**PROBLEM TO WORK ON:** Write out all lines holding the word "this".

::: DATASET RECORDS

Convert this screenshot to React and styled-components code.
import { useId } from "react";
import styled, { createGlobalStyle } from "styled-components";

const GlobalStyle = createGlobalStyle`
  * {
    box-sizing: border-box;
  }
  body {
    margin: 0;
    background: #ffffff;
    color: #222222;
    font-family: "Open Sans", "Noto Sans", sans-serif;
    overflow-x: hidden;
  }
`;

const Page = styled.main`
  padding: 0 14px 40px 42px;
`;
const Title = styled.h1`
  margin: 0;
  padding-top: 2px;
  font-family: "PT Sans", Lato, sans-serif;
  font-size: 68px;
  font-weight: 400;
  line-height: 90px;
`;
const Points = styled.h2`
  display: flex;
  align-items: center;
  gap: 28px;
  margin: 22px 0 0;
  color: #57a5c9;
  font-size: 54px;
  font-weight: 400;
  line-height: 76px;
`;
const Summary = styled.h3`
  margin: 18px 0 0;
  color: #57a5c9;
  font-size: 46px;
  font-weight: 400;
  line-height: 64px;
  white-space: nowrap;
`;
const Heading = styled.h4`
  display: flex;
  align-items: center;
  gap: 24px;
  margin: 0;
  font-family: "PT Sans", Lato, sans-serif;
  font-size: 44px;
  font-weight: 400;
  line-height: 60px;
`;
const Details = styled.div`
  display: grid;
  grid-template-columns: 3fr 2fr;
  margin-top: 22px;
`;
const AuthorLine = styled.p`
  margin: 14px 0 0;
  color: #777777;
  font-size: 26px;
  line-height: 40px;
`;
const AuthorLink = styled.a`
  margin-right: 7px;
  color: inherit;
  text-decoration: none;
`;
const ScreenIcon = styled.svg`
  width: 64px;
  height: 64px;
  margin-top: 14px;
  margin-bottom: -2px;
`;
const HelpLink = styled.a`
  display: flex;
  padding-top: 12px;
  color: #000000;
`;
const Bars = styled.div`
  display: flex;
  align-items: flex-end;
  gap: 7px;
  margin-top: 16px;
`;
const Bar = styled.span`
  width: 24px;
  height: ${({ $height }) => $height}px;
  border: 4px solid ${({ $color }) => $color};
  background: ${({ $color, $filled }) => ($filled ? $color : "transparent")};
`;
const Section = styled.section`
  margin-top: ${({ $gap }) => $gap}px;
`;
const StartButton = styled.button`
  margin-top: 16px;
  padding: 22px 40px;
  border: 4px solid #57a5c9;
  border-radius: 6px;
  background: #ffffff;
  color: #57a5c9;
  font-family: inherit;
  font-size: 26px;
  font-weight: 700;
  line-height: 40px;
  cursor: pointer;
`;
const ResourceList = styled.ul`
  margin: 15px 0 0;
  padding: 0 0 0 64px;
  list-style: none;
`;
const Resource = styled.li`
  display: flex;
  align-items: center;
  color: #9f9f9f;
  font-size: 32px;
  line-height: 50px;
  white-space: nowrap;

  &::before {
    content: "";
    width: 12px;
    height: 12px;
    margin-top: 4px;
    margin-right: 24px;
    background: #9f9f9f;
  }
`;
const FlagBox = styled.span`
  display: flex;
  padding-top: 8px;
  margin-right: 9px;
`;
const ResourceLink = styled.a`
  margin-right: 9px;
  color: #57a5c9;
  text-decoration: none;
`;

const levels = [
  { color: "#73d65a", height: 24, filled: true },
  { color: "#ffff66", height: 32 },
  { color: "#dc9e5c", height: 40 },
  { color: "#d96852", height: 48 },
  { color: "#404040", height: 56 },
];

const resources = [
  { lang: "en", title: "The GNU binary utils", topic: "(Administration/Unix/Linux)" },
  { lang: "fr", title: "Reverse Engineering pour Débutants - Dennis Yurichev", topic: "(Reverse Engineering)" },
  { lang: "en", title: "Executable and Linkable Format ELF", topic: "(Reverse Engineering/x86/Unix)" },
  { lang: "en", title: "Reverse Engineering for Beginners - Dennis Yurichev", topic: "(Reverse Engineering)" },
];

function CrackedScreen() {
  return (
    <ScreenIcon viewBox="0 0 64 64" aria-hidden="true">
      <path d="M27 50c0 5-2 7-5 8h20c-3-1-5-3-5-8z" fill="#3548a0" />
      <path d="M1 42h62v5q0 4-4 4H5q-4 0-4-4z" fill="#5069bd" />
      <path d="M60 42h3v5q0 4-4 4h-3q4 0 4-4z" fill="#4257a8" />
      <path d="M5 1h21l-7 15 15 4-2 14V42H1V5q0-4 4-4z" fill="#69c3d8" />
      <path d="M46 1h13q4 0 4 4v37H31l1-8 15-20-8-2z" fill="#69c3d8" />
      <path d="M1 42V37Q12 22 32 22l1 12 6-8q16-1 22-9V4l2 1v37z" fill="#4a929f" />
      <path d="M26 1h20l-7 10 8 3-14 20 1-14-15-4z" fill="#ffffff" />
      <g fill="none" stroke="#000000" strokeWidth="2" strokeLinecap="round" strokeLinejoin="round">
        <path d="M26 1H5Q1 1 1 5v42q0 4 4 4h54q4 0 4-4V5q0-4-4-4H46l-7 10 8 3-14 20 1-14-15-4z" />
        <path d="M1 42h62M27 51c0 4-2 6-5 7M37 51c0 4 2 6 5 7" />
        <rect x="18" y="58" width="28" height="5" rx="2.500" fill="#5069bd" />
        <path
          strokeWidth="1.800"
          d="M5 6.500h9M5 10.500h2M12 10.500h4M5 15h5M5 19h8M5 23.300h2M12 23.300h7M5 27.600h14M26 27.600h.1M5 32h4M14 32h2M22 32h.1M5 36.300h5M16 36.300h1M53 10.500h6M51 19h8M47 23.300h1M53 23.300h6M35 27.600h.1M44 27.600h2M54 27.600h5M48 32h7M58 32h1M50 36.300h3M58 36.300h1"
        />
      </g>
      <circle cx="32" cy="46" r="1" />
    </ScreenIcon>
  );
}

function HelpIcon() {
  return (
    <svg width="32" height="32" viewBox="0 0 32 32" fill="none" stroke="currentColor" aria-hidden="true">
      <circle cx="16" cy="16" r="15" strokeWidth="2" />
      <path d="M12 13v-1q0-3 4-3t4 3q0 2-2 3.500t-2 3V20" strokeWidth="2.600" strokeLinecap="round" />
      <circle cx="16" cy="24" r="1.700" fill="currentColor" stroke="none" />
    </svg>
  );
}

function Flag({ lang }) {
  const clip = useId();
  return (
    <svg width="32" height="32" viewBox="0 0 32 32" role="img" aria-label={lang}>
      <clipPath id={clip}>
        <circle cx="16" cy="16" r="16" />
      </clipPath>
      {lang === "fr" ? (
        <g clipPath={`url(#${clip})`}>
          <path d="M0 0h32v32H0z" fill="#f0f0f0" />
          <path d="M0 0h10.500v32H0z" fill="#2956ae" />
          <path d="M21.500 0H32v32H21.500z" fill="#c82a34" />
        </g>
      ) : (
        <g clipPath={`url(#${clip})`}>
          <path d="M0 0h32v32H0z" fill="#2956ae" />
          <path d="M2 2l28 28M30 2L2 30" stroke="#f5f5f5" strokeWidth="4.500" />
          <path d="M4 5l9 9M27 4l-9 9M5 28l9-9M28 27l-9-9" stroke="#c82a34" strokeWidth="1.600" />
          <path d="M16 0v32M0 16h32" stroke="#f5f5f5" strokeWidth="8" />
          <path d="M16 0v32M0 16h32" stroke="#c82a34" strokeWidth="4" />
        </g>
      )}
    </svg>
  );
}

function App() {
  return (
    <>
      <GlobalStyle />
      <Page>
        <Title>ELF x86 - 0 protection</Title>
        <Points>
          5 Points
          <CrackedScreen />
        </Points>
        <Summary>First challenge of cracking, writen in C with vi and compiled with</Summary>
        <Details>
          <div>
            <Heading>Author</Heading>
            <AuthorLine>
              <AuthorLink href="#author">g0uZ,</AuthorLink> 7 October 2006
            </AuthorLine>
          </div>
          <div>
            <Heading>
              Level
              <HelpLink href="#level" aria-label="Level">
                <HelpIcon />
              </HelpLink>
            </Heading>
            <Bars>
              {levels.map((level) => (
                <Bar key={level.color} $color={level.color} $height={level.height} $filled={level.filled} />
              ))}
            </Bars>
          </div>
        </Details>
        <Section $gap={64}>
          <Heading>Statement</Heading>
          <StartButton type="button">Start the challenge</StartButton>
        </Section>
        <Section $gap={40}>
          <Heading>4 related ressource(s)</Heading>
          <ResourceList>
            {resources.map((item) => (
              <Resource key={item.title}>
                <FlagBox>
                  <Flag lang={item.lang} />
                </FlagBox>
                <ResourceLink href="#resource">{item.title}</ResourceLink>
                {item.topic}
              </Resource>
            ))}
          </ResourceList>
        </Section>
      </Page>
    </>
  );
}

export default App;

::::::
::: DATASET RECORDS

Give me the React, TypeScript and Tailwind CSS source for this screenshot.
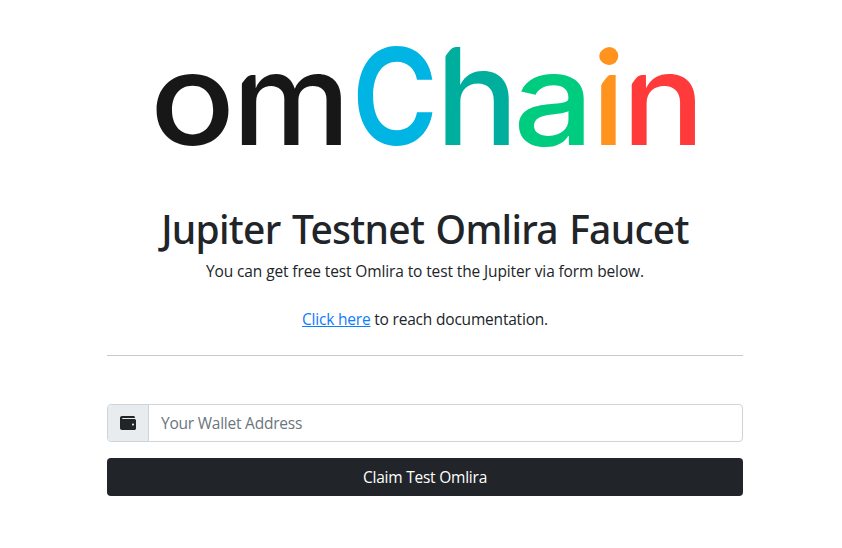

::::::

**FULL OUTPUT:**
Convert this screenshot to React and styled-components code.
Give me the React, TypeScript and Tailwind CSS source for this screenshot.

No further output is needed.